An interesting point we see is that when we visualize the resulting perturbations that successfully changed the images’ classes, they are universally very smooth, non-noisy, and interpretable, suggesting that our model is genuinely robust, as you suggested with one of the references you cite. In fact the changed images often do end up looking like the target class. This to us suggests that the issue could be more with the brittleness of the CIFAR-100 dataset and the task of measuring adversarially robustness as a resistance to a class flip from the original class to any other class, rather than with the model itself, but to properly address this we would need to write a separate paper.
3. Explaining Table 1 numbers
“unclear what the numbers of APGD-CE and APGD-DLR mean in Table 1”
When you run the RobustBench AutoAttack standardized evaluation for models with randomized components (=with the rand flag enabled), the model is attacked first by the APGD-CE attack and then the APGD-DLR attack. Starting from some initial accuracy, the evaluation first reports the accuracy remaining after the APGD-CE attack, and as a second number it reports the accuracy remaining after the AGPD-DLR attack. These are the two numbers reported in the table – they are exactly what the benchmark evaluation reported to us when we ran it on our model.
This generates attacked images that the benchmark then passes to the model again and reports the corresponding accuracy as “adversarial accuracy”, as we do in the paper. Because the generated attacks are usually relatively brittle, it is not infrequent that some images that the benchmark thought were successfully misclassified get in fact correctly classified at the end. This is why the accuracy after the second attack (APGD-DLR) can be lower than the final number for “adversarial accuracy” the evaluator reports to us.
We agree that this might mean that the benchmark needs rethinking and strengthening in the future, but
a) given that it is the standard benchmark to compare to other models, and
b) that it offers a rand flag for randomized defenses,
We did all we could to make sure we are comparing our model to others fairly. What you are suggesting might require a complete redesign of the benchmark and would, while a worthwhile endeavour, certainly be outside the scope of our paper focused on model building and methods exploration.
4. The effect of multi-resolution?
“first experiments seem to suggest that the multi-resolution approach does not help much”

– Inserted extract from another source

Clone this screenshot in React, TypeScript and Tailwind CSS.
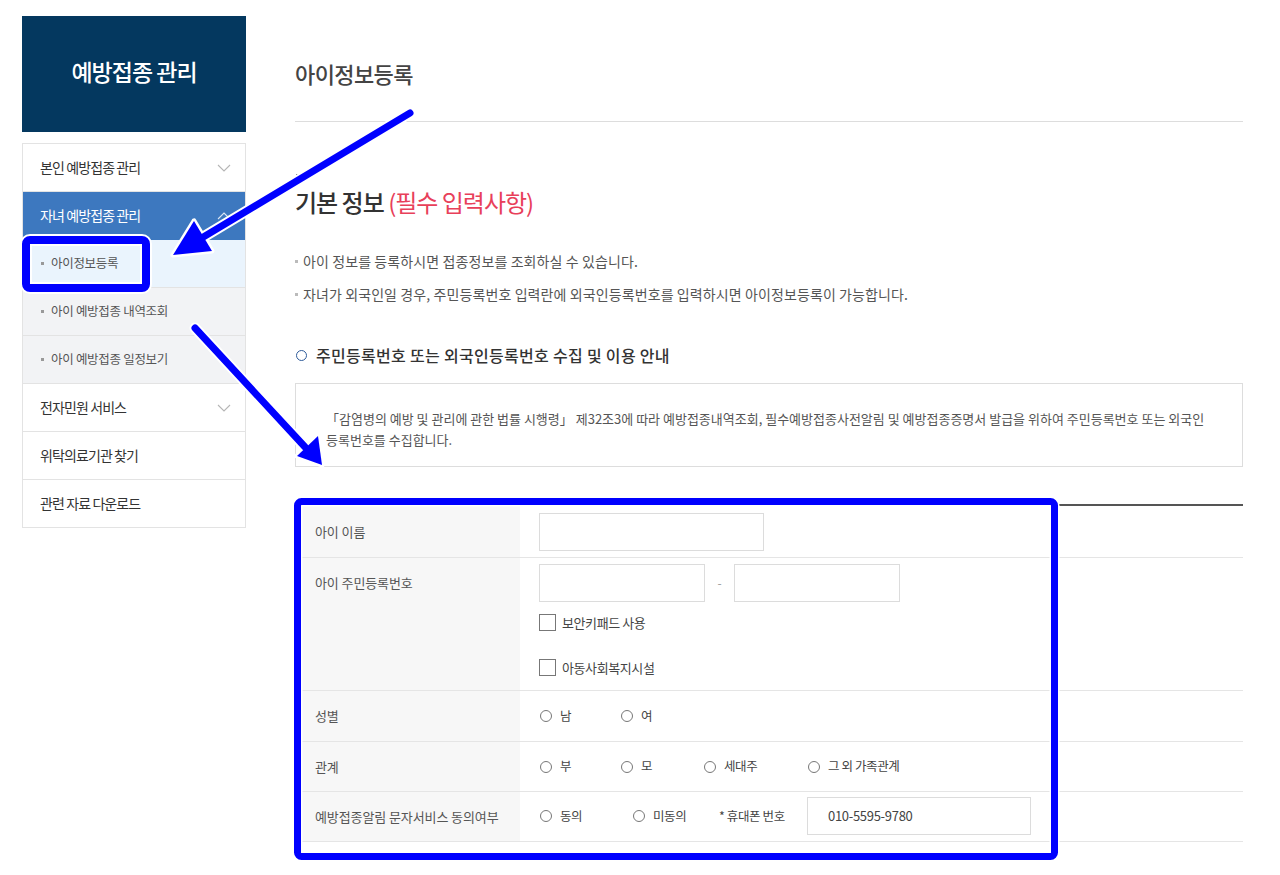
import React from "react";

const font = "font-['Noto_Sans_CJK_KR','Noto_Sans',sans-serif]";

const Chevron = ({ up = false, white = false }: { up?: boolean; white?: boolean }) => (
  <svg width="14" height="8" viewBox="0 0 14 8" className="mr-[14px]">
    <polyline
      points={up ? "1,7 7,1 13,7" : "1,1 7,7 13,1"}
      fill="none"
      stroke={white ? "#dbe6f4" : "#b5b5b5"}
      strokeWidth="1.1"
    />
  </svg>
);

const menu = [
  { label: "본인 예방접종 관리", kind: "main", chevron: "down" },
  { label: "자녀 예방접종 관리", kind: "active", chevron: "up" },
  { label: "아이정보등록", kind: "sub-on" },
  { label: "아이 예방접종 내역조회", kind: "sub" },
  { label: "아이 예방접종 일정보기", kind: "sub" },
  { label: "전자민원 서비스", kind: "main", chevron: "down" },
  { label: "위탁의료기관 찾기", kind: "main" },
  { label: "관련 자료 다운로드", kind: "main" },
];

const Sidebar = () => (
  <aside className="mt-[16px] w-[224px] shrink-0">
    <div className="flex h-[116px] items-center justify-center bg-[#04385f] pb-[5px] text-[23px] font-medium tracking-[-1px] text-white">
      예방접종 관리
    </div>
    <ul className="mt-[11px] border border-[#e3e3e3] border-b-0">
      {menu.map((m) => {
        if (m.kind === "sub" || m.kind === "sub-on") {
          return (
            <li
              key={m.label}
              className={`flex h-[48px] items-center border-b border-[#e3e3e3] pl-[18px] text-[12.5px] tracking-[-0.3px] text-[#555] ${
                m.kind === "sub-on" ? "bg-[#eaf4fd]" : "bg-[#f2f3f5]"
              }`}
            >
              <span className="mr-[7px] inline-block h-[3px] w-[3px] bg-[#999]" />
              {m.label}
            </li>
          );
        }
        const active = m.kind === "active";
        return (
          <li
            key={m.label}
            className={`flex h-[48px] items-center justify-between border-b pl-[17px] text-[14px] tracking-[-0.9px] ${
              active ? "border-[#3d78bf] bg-[#3d78bf] text-white" : "border-[#e3e3e3] bg-white text-[#333]"
            }`}
          >
            <span>{m.label}</span>
            {m.chevron && <Chevron up={m.chevron === "up"} white={active} />}
          </li>
        );
      })}
    </ul>
  </aside>
);

const Radio = ({ label, w }: { label: string; w: string }) => (
  <label className={`flex items-center ${w}`}>
    <span className="inline-block h-[12px] w-[12px] rounded-full border border-[#777] bg-white" />
    <span className="ml-[8px] text-[12.5px] tracking-[-0.4px] text-[#444]">{label}</span>
  </label>
);

const Check = ({ label }: { label: string }) => (
  <label className="flex items-center">
    <span className="inline-block h-[17px] w-[17px] border border-[#777] bg-white" />
    <span className="ml-[6px] text-[13px] tracking-[-0.4px] text-[#444]">{label}</span>
  </label>
);

const Label = ({ children, top = false }: { children: React.ReactNode; top?: boolean }) => (
  <div
    className={`flex bg-[#f7f7f7] pl-[20px] text-[13px] tracking-[-0.1px] text-[#555] ${
      top ? "items-start pt-[15px]" : "items-center"
    }`}
  >
    {children}
  </div>
);

const inputCls = "block h-[38px] border border-[#dcdcdc] bg-white";

const FormTable = () => (
  <div className="mt-[37px] border-t-2 border-[#555]">
    <div className="grid grid-cols-[225px_1fr] border-b border-[#e5e5e5]">
      <Label>아이 이름</Label>
      <div className="pb-[6px] pl-[19px] pt-[7px]">
        <div className={`${inputCls} w-[225px]`} />
      </div>
    </div>
    <div className="grid grid-cols-[225px_1fr] border-b border-[#e5e5e5]">
      <Label top>아이 주민등록번호</Label>
      <div className="pb-[13px] pl-[19px] pt-[6px]">
        <div className="flex items-center">
          <div className={`${inputCls} w-[166px]`} />
          <span className="w-[29px] text-center text-[12px] text-[#999]">-</span>
          <div className={`${inputCls} w-[166px]`} />
        </div>
        <div className="mt-[11px]">
          <Check label="보안키패드 사용" />
        </div>
        <div className="mt-[25px]">
          <Check label="아동사회복지시설" />
        </div>
      </div>
    </div>
    <div className="grid h-[51px] grid-cols-[225px_1fr] border-b border-[#e5e5e5]">
      <Label>성별</Label>
      <div className="flex items-center pl-[20px]">
        <Radio label="남" w="w-[81px]" />
        <Radio label="여" w="w-[81px]" />
      </div>
    </div>
    <div className="grid h-[50px] grid-cols-[225px_1fr] border-b border-[#e5e5e5]">
      <Label>관계</Label>
      <div className="flex items-center pl-[20px]">
        <Radio label="부" w="w-[81px]" />
        <Radio label="모" w="w-[83px]" />
        <Radio label="세대주" w="w-[104px]" />
        <Radio label="그 외 가족관계" w="w-[140px]" />
      </div>
    </div>
    <div className="grid grid-cols-[225px_1fr] border-b border-[#e5e5e5]">
      <Label>예방접종알림 문자서비스 동의여부</Label>
      <div className="flex items-center pb-[6px] pl-[20px] pt-[5px]">
        <Radio label="동의" w="w-[93px]" />
        <Radio label="미동의" w="w-[86px]" />
        <span className="w-[88px] text-[12.5px] tracking-[-0.4px] text-[#444]">* 휴대폰 번호</span>
        <div className={`${inputCls} flex w-[224px] items-center pl-[20px] text-[13px] tracking-[-0.3px] text-[#444]`}>
          010-5595-9780
        </div>
      </div>
    </div>
  </div>
);

const Main = () => (
  <main className="ml-[49px] w-[948px] shrink-0">
    <div className="border-b border-[#ddd] pb-[35px] pt-[60px]">
      <h1 className="text-[22px] font-medium leading-[26px] tracking-[-0.6px] text-[#444]">아이정보등록</h1>
    </div>
    <div className="ml-[1px] mt-[52px] h-[2px] w-[2px] bg-[#777]" />
    <h2 className="mt-[11px] text-[24px] font-medium leading-[30px] tracking-[-1px] text-[#333]">
      기본 정보 <span className="font-normal text-[#e8405a]">(필수 입력사항)</span>
    </h2>
    <ul className="mt-[34px] text-[14px] leading-[20px] tracking-[0.1px] text-[#555]">
      <li className="flex items-center">
        <span className="mr-[5px] inline-block h-[3px] w-[3px] bg-[#bbb]" />
        아이 정보를 등록하시면 접종정보를 조회하실 수 있습니다.
      </li>
      <li className="mt-[13px] flex items-center">
        <span className="mr-[5px] inline-block h-[3px] w-[3px] bg-[#bbb]" />
        자녀가 외국인일 경우, 주민등록번호 입력란에 외국인등록번호를 입력하시면 아이정보등록이 가능합니다.
      </li>
    </ul>
    <h3 className="mt-[40px] flex items-center text-[16px] font-medium leading-[22px] tracking-[0.3px] text-[#333]">
      <span className="mr-[9px] ml-[1px] inline-block h-[11px] w-[11px] rounded-full border-[1.5px] border-[#2e5b9a]" />
      주민등록번호 또는 외국인등록번호 수집 및 이용 안내
    </h3>
    <div className="mt-[17px] border border-[#ddd] pb-[16px] pl-[30px] pr-[20px] pt-[24px] text-[13px] leading-[21px] text-[#555]">
      「감염병의 예방 및 관리에 관한 법률 시행령」 제32조3에 따라 예방접종내역조회, 필수예방접종사전알림 및 예방접종증명서 발급을 위하여 주민등록번호 또는 외국인
      <br />
      등록번호를 수집합니다.
    </div>
    <FormTable />
  </main>
);

const Annotations = () => (
  <svg className="pointer-events-none absolute left-0 top-0" width="1280" height="875" viewBox="0 0 1280 875">
    {/* sidebar highlight */}
    <rect x="26" y="240" width="120" height="48" rx="4" fill="none" stroke="#fff" strokeWidth="12" />
    <rect x="26" y="240" width="120" height="48" rx="4" fill="none" stroke="#0000ff" strokeWidth="8" />
    {/* form highlight */}
    <rect x="297.5" y="501.5" width="757" height="355" rx="4" fill="none" stroke="#fff" strokeWidth="10" />
    <rect x="297.5" y="501.5" width="757" height="355" rx="4" fill="none" stroke="#0000ff" strokeWidth="7" />
    {/* arrow 1 */}
    <line x1="410" y1="113" x2="200" y2="239" stroke="#fff" strokeWidth="11" strokeLinecap="round" />
    <polygon points="173,255 212,251 194,221" fill="#fff" stroke="#fff" strokeWidth="5" strokeLinejoin="round" />
    <line x1="410" y1="113" x2="200" y2="239" stroke="#0000ff" strokeWidth="7" strokeLinecap="round" />
    <polygon points="173,255 212,251 194,221" fill="#0000ff" />
    {/* arrow 2 */}
    <line x1="195" y1="328" x2="305" y2="447" stroke="#fff" strokeWidth="11" strokeLinecap="round" />
    <polygon points="322,465 297,456 318,436" fill="#fff" stroke="#fff" strokeWidth="5" strokeLinejoin="round" />
    <line x1="195" y1="328" x2="305" y2="447" stroke="#0000ff" strokeWidth="7" strokeLinecap="round" />
    <polygon points="322,465 297,456 318,436" fill="#0000ff" />
  </svg>
);

export default function App() {
  return (
    <div className={`relative flex h-[875px] w-[1280px] items-start overflow-hidden bg-white pl-[22px] ${font}`}>
      <Sidebar />
      <Main />
      <Annotations />
    </div>
  );
}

We’re not sure what you’re referring to. In fact we show that in terms of adversarial accuracy after the RobustBench AutoAttack, roughly ½ of the performance is due to the multi-resolution alone (we call this the backbone) and the other ½ due to the self-ensemble. We explicitly show this in e.g. Figure 6, both for CIFAR-10 and CIFAR-100. The purple bar is the performance of the multi-resolution backbone alone (omitting any intermediate layer ensembling; 25% for CIFAR-100 w/o adv. training), while the light blue/greenish bar is the multi-resolution self-ensemble = the combination of both the multi-resolution input as well as the aggregation of intermediate layer predictions (46% for CIFAR-100 w/o adv. training).
5. Evaluation on a subset of the test set
“the evaluation in Table 1 is only done for sample sizes ranging from 128 to 1024 whereas the test set of CIFAR10/100 has 10000 samples and this is the set on which RobustBench reports results (the last line denoted as SOTA) so the comparison is not fair”
We evaluated our strongest models on ~1000 test set examples due to time and compute constraints – with the rand flag triggering test time augmentations and slowing everything down by a large multiplier, even this took >10 hours per model per evaluation. However, the key disagreement with your objection is that, statistically, it is a completely valid approach to take 1,024 images randomly chosen out of the 10,000, measure robustness on them, and report back the mean and standard deviation, as we do. CIFAR-100 is not extremely heterogeneous and especially not if we randomly shuffle its (image, label) tuples. We subdivide the e.g. 1,024 into groups of 32 (of course each image has an attack developed against it individually), and report the mean and the standard error of the 32 groups of 32, giving as a good handle on both the mean robust accuracy per image as well as its standard error, which is more than what is typically reported (= just a single number). For example, in Table 1 we report the adversarial accuracy of the multi-resolution self-ensemble without adversarial training as 46.29 ± 2.36, including both the mean and standard error. We agree that we should have such numbers for all estimates that do not use the full 10,000 test set samples – due to time constraints we opted to have the error bar estimates only for the best performing, highest stakes models in our Tables in order to compare them fairly with other people’s benchmarked models. In Table 2, we do the same for the lightly adversarially trained models, where we e.g. report 51.28 ± 1.95 for the same model type also on CIFAR-100.
6. Related work
We are happy to cite the valuable references you provided. While there are indeed high-level similarities in outcomes (robust models producing interpretable gradients), our work introduces fundamentally different mechanisms and novel technical contributions. While Santurkar et al. (NeurIPS 2019) demonstrated that adversarially trained models can be used for image synthesis, our work introduces a fundamentally different mechanism – achieving interpretable gradients through multi-resolution input processing rather than through adversarial training. Unlike their approach which requires robust training first, our approach (when flipped around) also turns standard pre-trained classifiers and CLIP models into controllable generators without any additional training at all, simply by expressing perturbations as sums across different resolutions. Similarly, while Augustin et al. (ECCV 2020) and Boreiko et al. (GCPR 2022) explored connections between robustness and explainability, our work achieves these properties through novel architectural choices rather than training procedures.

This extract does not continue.